See the caveats in the documentation: https://pandas.pydata.org/pandas-docs/stable/user_guide/indexing.html#returning-a-view-versus-a-copy
  df[df["score"] > 15]["user_id"] = 5


In [34]:
df #Dio mio it didn't update!

Unnamed: 0,user_id,score
0,1,10
1,2,15
2,3,20


This execution order produces another SettingWithCopyWarning. In contrast to our earlier example, nothing happens. The DataFrame df is not modified. This is a silent no-operation. The boolean mask always creates a copy of the initial DataFrame. Hence, the initial getitem operation returns a copy. The return value is not assigned to any variable and is only a temporary result. The setitem operation updates this temporary copy. As a result, the modification is lost. The fact that masks return copies while column selections return views is an implementation detail. Ideally, such implementation details should not be visible.

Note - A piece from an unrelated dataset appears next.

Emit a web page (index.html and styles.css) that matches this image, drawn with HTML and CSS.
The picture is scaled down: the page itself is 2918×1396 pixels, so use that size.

Another approach of doing this is as follows:

In [35]:
new_df = df[df["score"] > 15]
new_df

Unnamed: 0,user_id,score
2,3,20


In [37]:
new_df["user_id"] = 10
new_df #DIO MIO now it changed!

A value is trying to be set on a copy of a slice from a DataFrame.
Try using .loc[row_indexer,col_indexer] = value instead

See the caveats in the documentation: https://pandas.pydata.org/pandas-docs/stable/user_guide/indexing.html#returning-a-view-versus-a-copy
  new_df["user_id"] = 10


Unnamed: 0,user_id,score
2,10,20


Theoretically, one setitem operation could propagate through the whole call-chain, updating many DataFrames at once.

---

# A note on machine learning

- Models approximate real-life situations using limited data.
- In doing so, errors can arise due to assumptions that are overly simple (bias) or overly complex (variance).
    - When a model is less complex, it ignores relevant information, and error due to bias is high. As the model becomes more complex, error due to bias decreases.
    - On the other hand, when a model is less complex, error due to variance is low. Error due to variance increases as complexity increases.
- Building models is about making sure there's a balance between the two.

---